Earlier this afternoon, Kabataan Partylist filed a petition to the Supreme Court asking to compel COMELEC to move the voter’s registration deadline from October 31 to January 12, 2013. They argued that RA 8189 or the Voter’s Registration Act specifically said that voter’s registration should be done daily, in office hours, except “during the period starting one hundred twenty (120) days before a regular election and ninety (90) days before a special election. (Sec 8)” Further, they quoted the 2009 SC decision penned by Justice Conchita Carpio-Morales, and favored Kabataan Party List in a same petition they filed three years ago.
Well, Kabataan PL can argue that they are just protecting Constitutional Rights and the Sanctity of Suffrage. I would not argue about the merits of their petition nor comment about the SC decision mainly because I am not a lawyer. However, as a marketing and PR strategist, I can smell publicity stunts when I see one.
Voter’s Registration only until today
Comelec Chair Sixto Brillantes and the Comelec is very firm that registration is only until 5PM, today. Thousands registrants flocked to their respective Comelec offices in order to register. Comelec offices implemented a 3PM cut-off in order to accommodate the number of the registrants. Some who had not been able to register expressed dismay over their failure to register. Some even blamed COMELEC’s “inefficiency” in conducting registrations.
But can we actually blame COMELEC? With all fairness to them, they were very eager to remind everyone to register before the deadline. I, for one, feel guilty since I just registered few hours ago, nevertheless, COMELEC has given enough time for everyone to register so that people can practice their rights.

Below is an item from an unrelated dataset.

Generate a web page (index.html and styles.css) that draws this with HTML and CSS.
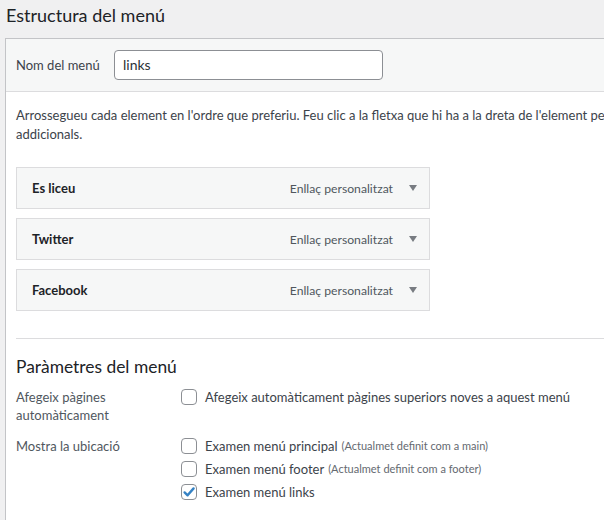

What strikes me about this petition is the timing. Why file this petition now when they know for a fact that Supreme Court already decided on this matter? Why file the same petition when a similar was filed and decided upon three years ago? Logic, and my nosy intuition, leads me to think that this filing of petition must be a publicity stunt.
In marketing and public relations, everything needs to be timed and everything needs to be performed at a specific schedule. For example, we, social media strategists, leverage the data given to us by our tools in determining when a post could stir the most impact. Psychology tells us about Recency and Primacy Effects— most of the times, the things a person remembers the most are the extremes in the timeline, the firsts and the lasts. So if you want to have an impact, either you fight your way to be the first on the line or make an impression at the conclusion of the events. That is the almost-central dogma of the industry and it seems like Kabataan PL’s PR team knows this stuff.
Publicity for publicity’s sake
I am not saying that there is anything wrong with this kind of stunt, however, one cannot blame voters feeling uncomfortable with such. The problem seems to toe into the lines of leveraging a constitutional right to favor publicity strategies. Again, nothing may be wrong with that but then again politicians and political groups should know well enough that voters are quite smarter than ever especially in the era of social media. Primacy and Recency Effects aside, this particular clamor could have been done long before the deadline of registration. Had they filed this petition on, let’s say, January, the petition may just be a little fishy than what it is right now.
The time for political publicity is gradually, and luckily, losing grip on the minds of the voters. Voters now know when something is politically motivated or not. Personal or collective political agenda are now under a very very strict scrutiny. Again, politicians and political group should know better. As Kant said, we may not be able to prove that this is politically motivated but when we feel one, we know it is motivated by an agenda.